After years of declining the fertility rate for women in their early 20s increased for the second successive year in 2008.

"Improved economic conditions have a lot to do with it, and I include the baby bonus in that," said Professor McDonald.

"But there's something else, an increased public discussion of the importance of not waiting too long. Two or three years back there was a lot of discussion about it in women's magazines, and several books; one by Virginia Haussegger in Australia and one called Baby Hunger in the United States. They seem to have got people thinking."

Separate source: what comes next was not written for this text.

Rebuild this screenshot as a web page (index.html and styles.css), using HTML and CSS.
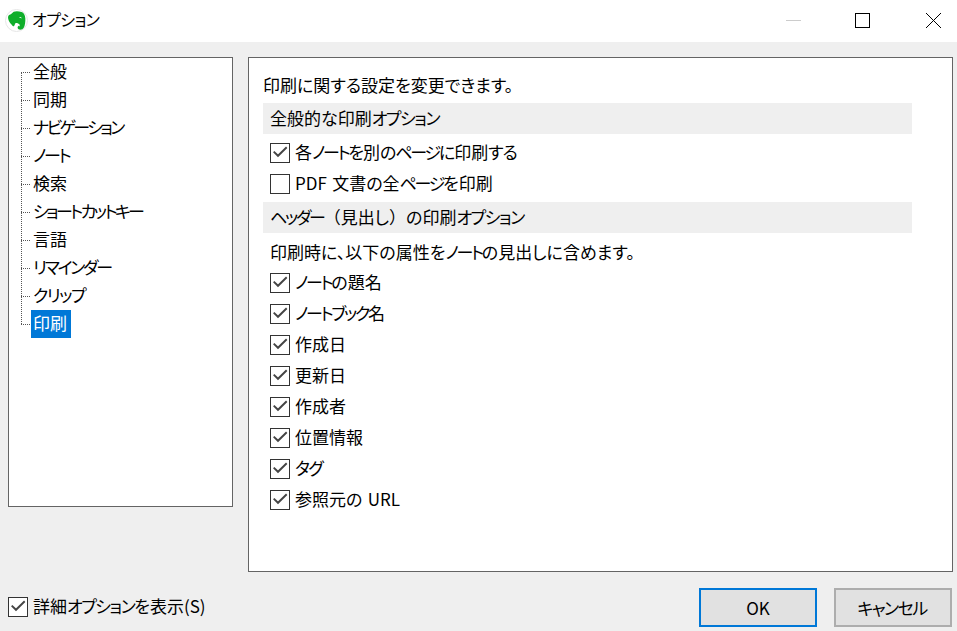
FILE: index.html
```html
<!DOCTYPE html>
<html lang="ja">
<head>
<meta charset="utf-8">
<title>オプション</title>
<link rel="stylesheet" href="styles.css">
</head>
<body>
<div class="window">
  <header class="titlebar">
    <svg class="app-icon" width="23" height="23" viewBox="0 0 23 23">
      <circle cx="11.5" cy="11.5" r="11" fill="#fff" stroke="#e6e6e6"/>
      <g transform="translate(11.5 11.5) scale(1.13) translate(-11 -11)">
        <path d="M6 5.5 L8.5 3.2 C10 2.6 13 2.6 15.5 3.4 C17.5 4 18.6 6 18.8 9 C19 12 18.5 15.5 17.4 17.5 C16.5 19.2 14.2 19.6 12.8 18.8 C11.8 18.2 11.6 16.2 13 15.6 L14 16.2 L13.6 14.4 C12 13.4 11 13 10 13.4 L9 15.6 C8.4 16.6 7.6 16 7 15 C5.6 13.8 4 11.6 3.6 9.2 C3.4 8 3.6 6.8 4.4 6.2 Z" fill="#0fae2a"/>
        <path d="M13.2 8.2 C14.2 7.6 15.3 8 15.6 9.2 C14.8 8.8 14 8.7 13.2 8.2 Z" fill="#fff"/>
      </g>
    </svg>
    <span class="title"><span class="k3">オプション</span></span>
    <div class="controls">
      <svg class="ctl-min" width="15" height="15" viewBox="0 0 15 15"><path d="M0 7.5H15" stroke="#ccc" fill="none"/></svg>
      <svg class="ctl-max" width="15" height="15" viewBox="0 0 15 15"><rect x=".5" y=".5" width="14" height="14" fill="none" stroke="#000"/></svg>
      <svg class="ctl-close" width="15" height="15" viewBox="0 0 15 15"><path d="M0 0L15 15M15 0L0 15" stroke="#000" fill="none"/></svg>
    </div>
  </header>

  <main class="main">
    <nav class="sidebar">
      <ul class="tree">
        <li class="tree-item"><span class="tree-label">全般</span></li>
        <li class="tree-item"><span class="tree-label">同期</span></li>
        <li class="tree-item"><span class="tree-label"><span class="k5">ナビゲーション</span></span></li>
        <li class="tree-item"><span class="tree-label"><span class="k">ノート</span></span></li>
        <li class="tree-item"><span class="tree-label">検索</span></li>
        <li class="tree-item"><span class="tree-label"><span class="k5">ショートカットキー</span></span></li>
        <li class="tree-item"><span class="tree-label">言語</span></li>
        <li class="tree-item"><span class="tree-label"><span class="k">リマインダー</span></span></li>
        <li class="tree-item"><span class="tree-label"><span class="k2">クリップ</span></span></li>
        <li class="tree-item"><span class="tree-label selected">印刷</span></li>
      </ul>
    </nav>

    <section class="panel">
      <p class="intro">印刷に関する設定を変更できます。</p>
      <h2 class="band">全般的な印刷<span class="k2">オプション</span></h2>
      <label class="check"><span class="box"><svg class="tick" width="14" height="12" viewBox="0 0 14 12"><path d="M.7 4.6L5 8.8L13.7 .3" fill="none" stroke="#444" stroke-width="1.9"/></svg></span><span class="check-text">各<span class="k">ノート</span><span class="k4">を</span>別<span class="k4">の</span><span class="k">ページ</span><span class="k4">に</span>印刷<span class="k4">する</span></span></label>
      <label class="check"><span class="box"></span><span class="check-text">PDF 文書の全<span class="k">ページ</span>を印刷</span></label>
      <h2 class="band band-second"><span class="k">ヘッダー</span><span class="full">（</span>見出し<span class="full">）</span>の印刷<span class="k2">オプション</span></h2>
      <p class="note">印刷時に、以下の属性を<span class="k">ノート</span>の見出しに含めます。</p>
      <label class="check"><span class="box"><svg class="tick" width="14" height="12" viewBox="0 0 14 12"><path d="M.7 4.6L5 8.8L13.7 .3" fill="none" stroke="#444" stroke-width="1.9"/></svg></span><span class="check-text"><span class="k">ノート</span>の題名</span></label>
      <label class="check"><span class="box"><svg class="tick" width="14" height="12" viewBox="0 0 14 12"><path d="M.7 4.6L5 8.8L13.7 .3" fill="none" stroke="#444" stroke-width="1.9"/></svg></span><span class="check-text"><span class="k">ノートブック</span>名</span></label>
      <label class="check"><span class="box"><svg class="tick" width="14" height="12" viewBox="0 0 14 12"><path d="M.7 4.6L5 8.8L13.7 .3" fill="none" stroke="#444" stroke-width="1.9"/></svg></span><span class="check-text">作成日</span></label>
      <label class="check"><span class="box"><svg class="tick" width="14" height="12" viewBox="0 0 14 12"><path d="M.7 4.6L5 8.8L13.7 .3" fill="none" stroke="#444" stroke-width="1.9"/></svg></span><span class="check-text">更新日</span></label>
      <label class="check"><span class="box"><svg class="tick" width="14" height="12" viewBox="0 0 14 12"><path d="M.7 4.6L5 8.8L13.7 .3" fill="none" stroke="#444" stroke-width="1.9"/></svg></span><span class="check-text">作成者</span></label>
      <label class="check"><span class="box"><svg class="tick" width="14" height="12" viewBox="0 0 14 12"><path d="M.7 4.6L5 8.8L13.7 .3" fill="none" stroke="#444" stroke-width="1.9"/></svg></span><span class="check-text">位置情報</span></label>
      <label class="check"><span class="box"><svg class="tick" width="14" height="12" viewBox="0 0 14 12"><path d="M.7 4.6L5 8.8L13.7 .3" fill="none" stroke="#444" stroke-width="1.9"/></svg></span><span class="check-text"><span class="k2">タグ</span></span></label>
      <label class="check"><span class="box"><svg class="tick" width="14" height="12" viewBox="0 0 14 12"><path d="M.7 4.6L5 8.8L13.7 .3" fill="none" stroke="#444" stroke-width="1.9"/></svg></span><span class="check-text">参照元の URL</span></label>
    </section>
  </main>

  <footer class="footer">
    <label class="check check-footer"><span class="box"><svg class="tick" width="14" height="12" viewBox="0 0 14 12"><path d="M.7 4.6L5 8.8L13.7 .3" fill="none" stroke="#444" stroke-width="1.9"/></svg></span><span class="check-text">詳細<span class="k2">オプション</span>を表示(S)</span></label>
    <div class="buttons">
      <button class="btn btn-default">OK</button>
      <button class="btn"><span class="k2 btn-label">キャンセル</span></button>
    </div>
  </footer>
</div>
</body>
</html>
```

FILE: styles.css
```css
* { box-sizing: border-box; }
html, body { margin: 0; padding: 0; }
body {
  width: 957px;
  height: 631px;
  overflow: hidden;
  font-family: "Noto Sans CJK JP", "Noto Sans", sans-serif;
  font-size: 17px;
  font-feature-settings: "palt";
  color: #000;
  background: #efefef;
}
.window { display: flex; flex-direction: column; height: 631px; }
.k { letter-spacing: -2.3px; }
.k2 { letter-spacing: -1.5px; }
.k3 { letter-spacing: -0.6px; }
.k4 { letter-spacing: -1px; }
.k5 { letter-spacing: -2.65px; }
.full { font-feature-settings: normal; }

.titlebar {
  display: flex;
  align-items: center;
  height: 42px;
  padding: 0 16px 2px 5px;
  background: #fff;
}
.app-icon { flex: none; margin-right: 4px; }
.title { font-size: 16px; line-height: 24px; margin-bottom: 2px; }
.controls { margin-left: auto; display: flex; align-items: center; }
.controls svg { display: block; }
.ctl-max { margin-left: 54px; }
.ctl-close { margin-left: 56px; }

.main {
  display: flex;
  align-items: flex-start;
  gap: 15px;
  padding: 15px 4px 0 8px;
}
.sidebar {
  width: 225px;
  height: 450px;
  background: #fff;
  border: 1px solid #646464;
}
.tree {
  position: relative;
  list-style: none;
  margin: 0;
  padding: 0 0 0 22px;
}
.tree::before {
  content: "";
  position: absolute;
  left: 12px;
  top: 14px;
  height: 252px;
  border-left: 1px dotted #555;
}
.tree-item {
  position: relative;
  display: flex;
  align-items: center;
  height: 28px;
}
.tree-item::before {
  content: "";
  position: absolute;
  left: -10px;
  top: 14px;
  width: 9px;
  border-top: 1px dotted #555;
}
.tree-label {
  display: block;
  height: 28px;
  line-height: 26px;
  padding: 0 4px 0 2px;
}
.selected { background: #0078d7; color: #fff; }

.panel {
  width: 705px;
  height: 515px;
  background: #fff;
  border: 1px solid #646464;
  padding: 13px 40px 0 14px;
  word-spacing: 1.5px;
}
.intro { margin: 0 0 1px; height: 31px; line-height: 28px; }
.band {
  margin: 0 0 3px;
  height: 31px;
  padding-left: 7px;
  background: #efefef;
  font-size: 17px;
  font-weight: 400;
  line-height: 29px;
}
.band-second { margin-top: 3px; margin-bottom: 4px; }
.note { margin: 0; padding-left: 7px; height: 30px; line-height: 30px; }

.check {
  display: flex;
  align-items: center;
  height: 31px;
  padding-left: 7px;
}
.check-text { margin-bottom: 2px; }
.box {
  flex: none;
  display: flex;
  align-items: center;
  justify-content: center;
  width: 20px;
  height: 20px;
  margin-right: 5px;
  background: #fff;
  border: 1px solid #333;
}
.tick { overflow: visible; }
.footer {
  display: flex;
  align-items: flex-start;
  justify-content: space-between;
  margin-top: 16px;
  padding: 0 5px 0 8px;
}
.check-footer { padding-left: 0; margin-top: 3px; height: 31px; }
.buttons { display: flex; gap: 17px; }
.btn {
  width: 118px;
  height: 39px;
  padding: 0;
  font: inherit;
  font-feature-settings: "palt";
  color: #000;
  background: #e1e1e1;
  border: 2px solid #adadad;
}
.btn-label { margin-right: 2px; }
.btn-default { border-color: #0078d7; }
```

The Bureau of Statistics reported that Australia's so-called Total Fertility Rate crept up further to 1.97 expected babies per woman per lifetime, the highest rate since the 1970s and within spitting distance of the 2.1 needed to maintain Australia's population by births alone. But Professor McDonald warned that the rate might not last.

"Women are bringing births forward, we know that. Having done that they are able to have more births over their lifetimes, but we don't yet know whether they will."

A record 34 per cent of last year's babies were born to unmarried parents, up from 19 per cent two decades earlier. On only 3 per cent of birth certificates was no father acknowledged, the lowest proportion yet.

Last night in Melbourne Rudd government backbencher Kelvin Thompson launched a 14-point plan to contain what he called Australia's "runaway population".

Among the measures was winding back Australia's annual immigration program from more than 200,000 to 70,000, abolishing the Baby Bonus and restricting family benefits for third and subsequent children.